Do this:
Skip the pictures and extract all of the lines exactly as written.

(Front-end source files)
<<<<

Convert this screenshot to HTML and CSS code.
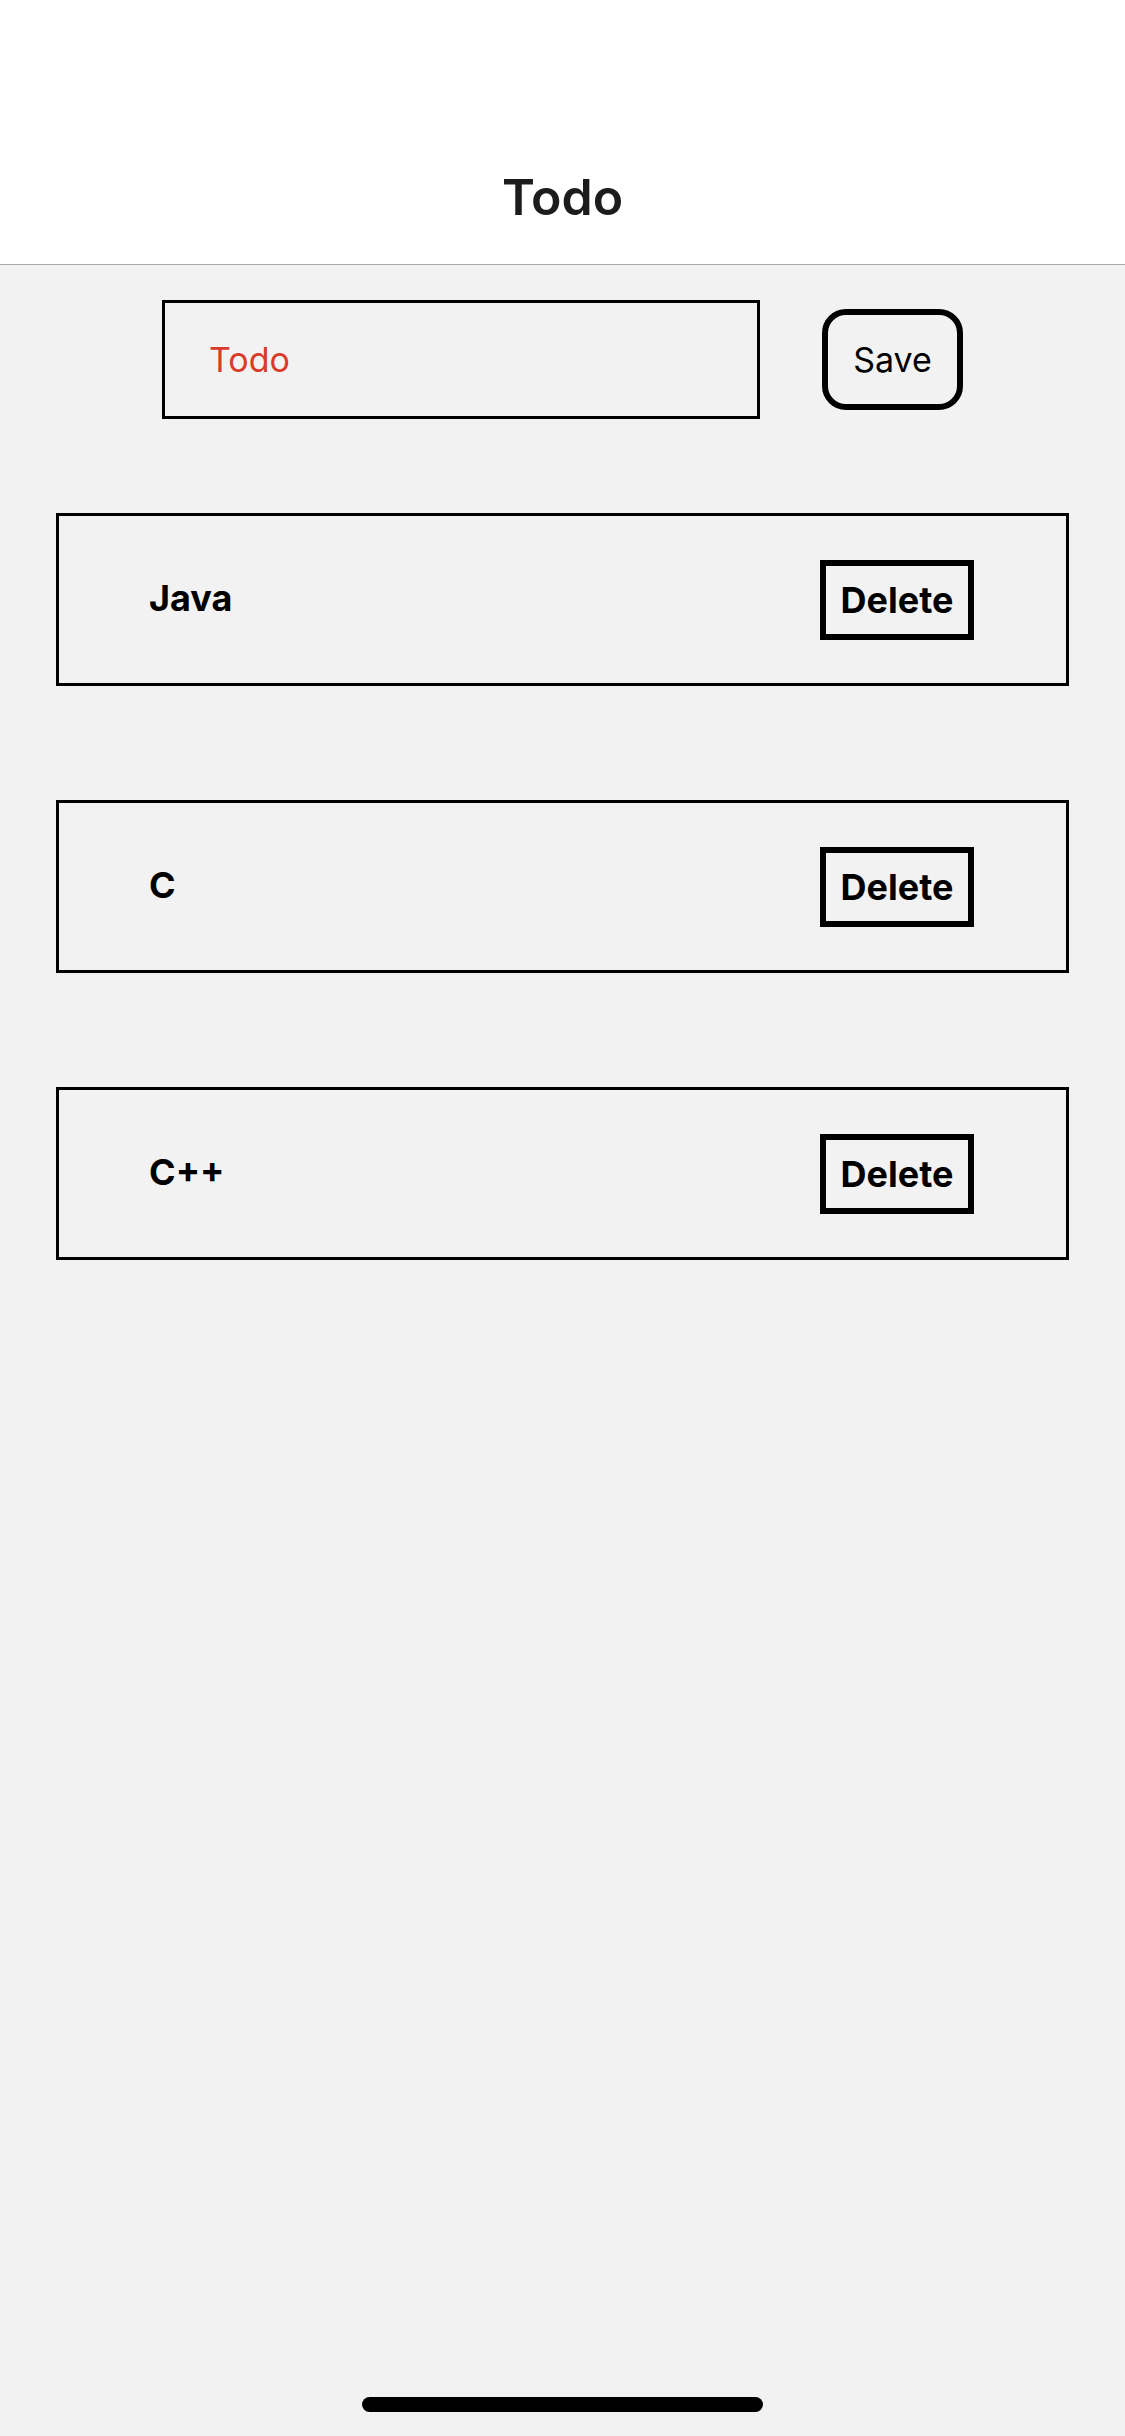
FILE: index.html
```html
<!DOCTYPE html>
<html lang="en">
<head>
<meta charset="utf-8">
<title>Todo</title>
<link rel="stylesheet" href="styles.css">
</head>
<body>
<div class="page">
  <header class="nav">
    <h1 class="nav-title">Todo</h1>
  </header>
  <div class="form-row">
    <input class="todo-input" type="text" placeholder="Todo">
    <button class="save-btn">Save</button>
  </div>
  <ul class="todo-list">
    <li class="todo-card"><span class="todo-text">Java</span><button class="delete-btn">Delete</button></li>
    <li class="todo-card"><span class="todo-text">C</span><button class="delete-btn">Delete</button></li>
    <li class="todo-card"><span class="todo-text">C++</span><button class="delete-btn">Delete</button></li>
  </ul>
  <div class="home-indicator"></div>
</div>
</body>
</html>
```

FILE: styles.css
```css
* { box-sizing: border-box; }
html, body {
  margin: 0;
  padding: 0;
  background: #f2f2f2;
  font-family: Inter, "Liberation Sans", sans-serif;
  color: #000;
}
.page {
  min-height: 2436px;
  display: flex;
  flex-direction: column;
}
.nav {
  background: #fff;
  height: 265px;
  border-bottom: 1px solid #a9a9a9;
  display: flex;
  align-items: flex-start;
  justify-content: center;
  padding-top: 167px;
}
.nav-title {
  margin: 0;
  font-size: 50px;
  line-height: 60px;
  font-weight: 600;
  color: #1c1c1c;
}
.form-row {
  display: flex;
  align-items: center;
  padding: 35px 0 0 162px;
  gap: 62px;
}
.todo-input {
  width: 598px;
  height: 119px;
  border: 3px solid #000;
  border-radius: 0;
  background: transparent;
  padding: 0 0 0 44px;
  margin: 0;
  font-family: inherit;
  font-size: 34px;
  color: #000;
  outline: none;
}
.todo-input::placeholder {
  color: #d93b2b;
  opacity: 1;
}
.save-btn {
  width: 141px;
  height: 101px;
  border: 6px solid #000;
  border-radius: 24px;
  background: transparent;
  font-family: inherit;
  font-size: 34px;
  color: #000;
  padding: 0;
  margin: 0;
}
.todo-list {
  list-style: none;
  margin: 94px 56px 0 56px;
  padding: 0;
  display: flex;
  flex-direction: column;
  gap: 114px;
}
.todo-card {
  height: 173px;
  border: 3px solid #000;
  display: flex;
  align-items: center;
  justify-content: space-between;
  padding: 0 92px 0 90px;
}
.todo-text {
  font-size: 36px;
  font-weight: 700;
  margin-top: -4px;
}
.delete-btn {
  width: 154px;
  height: 80px;
  border: 6px solid #000;
  border-radius: 0;
  background: transparent;
  font-family: inherit;
  font-size: 36px;
  font-weight: 700;
  color: #000;
  padding: 0;
  margin: 0;
}
.home-indicator {
  margin: auto auto 24px auto;
  width: 401px;
  height: 15px;
  border-radius: 8px;
  background: #000;
}
```
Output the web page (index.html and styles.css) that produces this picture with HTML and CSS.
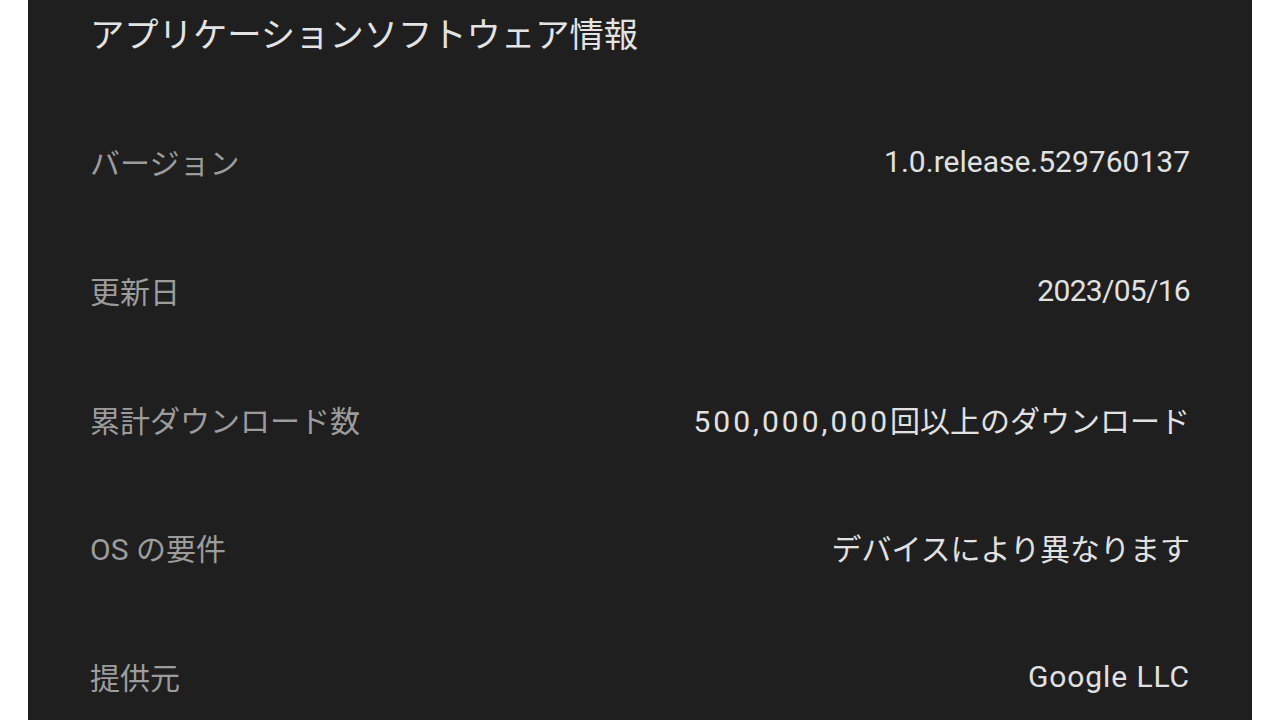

>>>>

Exercise result:
Convert this screenshot to HTML and CSS code.
FILE: index.html
```html
<!DOCTYPE html>
<html lang="en">
<head>
<meta charset="utf-8">
<title>Todo</title>
<link rel="stylesheet" href="styles.css">
</head>
<body>
<div class="page">
  <header class="nav">
    <h1 class="nav-title">Todo</h1>
  </header>
  <div class="form-row">
    <input class="todo-input" type="text" placeholder="Todo">
    <button class="save-btn">Save</button>
  </div>
  <ul class="todo-list">
    <li class="todo-card"><span class="todo-text">Java</span><button class="delete-btn">Delete</button></li>
    <li class="todo-card"><span class="todo-text">C</span><button class="delete-btn">Delete</button></li>
    <li class="todo-card"><span class="todo-text">C++</span><button class="delete-btn">Delete</button></li>
  </ul>
  <div class="home-indicator"></div>
</div>
</body>
</html>
```

FILE: styles.css
```css
* { box-sizing: border-box; }
html, body {
  margin: 0;
  padding: 0;
  background: #f2f2f2;
  font-family: Inter, "Liberation Sans", sans-serif;
  color: #000;
}
.page {
  min-height: 2436px;
  display: flex;
  flex-direction: column;
}
.nav {
  background: #fff;
  height: 265px;
  border-bottom: 1px solid #a9a9a9;
  display: flex;
  align-items: flex-start;
  justify-content: center;
  padding-top: 167px;
}
.nav-title {
  margin: 0;
  font-size: 50px;
  line-height: 60px;
  font-weight: 600;
  color: #1c1c1c;
}
.form-row {
  display: flex;
  align-items: center;
  padding: 35px 0 0 162px;
  gap: 62px;
}
.todo-input {
  width: 598px;
  height: 119px;
  border: 3px solid #000;
  border-radius: 0;
  background: transparent;
  padding: 0 0 0 44px;
  margin: 0;
  font-family: inherit;
  font-size: 34px;
  color: #000;
  outline: none;
}
.todo-input::placeholder {
  color: #d93b2b;
  opacity: 1;
}
.save-btn {
  width: 141px;
  height: 101px;
  border: 6px solid #000;
  border-radius: 24px;
  background: transparent;
  font-family: inherit;
  font-size: 34px;
  color: #000;
  padding: 0;
  margin: 0;
}
.todo-list {
  list-style: none;
  margin: 94px 56px 0 56px;
  padding: 0;
  display: flex;
  flex-direction: column;
  gap: 114px;
}
.todo-card {
  height: 173px;
  border: 3px solid #000;
  display: flex;
  align-items: center;
  justify-content: space-between;
  padding: 0 92px 0 90px;
}
.todo-text {
  font-size: 36px;
  font-weight: 700;
  margin-top: -4px;
}
.delete-btn {
  width: 154px;
  height: 80px;
  border: 6px solid #000;
  border-radius: 0;
  background: transparent;
  font-family: inherit;
  font-size: 36px;
  font-weight: 700;
  color: #000;
  padding: 0;
  margin: 0;
}
.home-indicator {
  margin: auto auto 24px auto;
  width: 401px;
  height: 15px;
  border-radius: 8px;
  background: #000;
}
```
Output the web page (index.html and styles.css) that produces this picture with HTML and CSS.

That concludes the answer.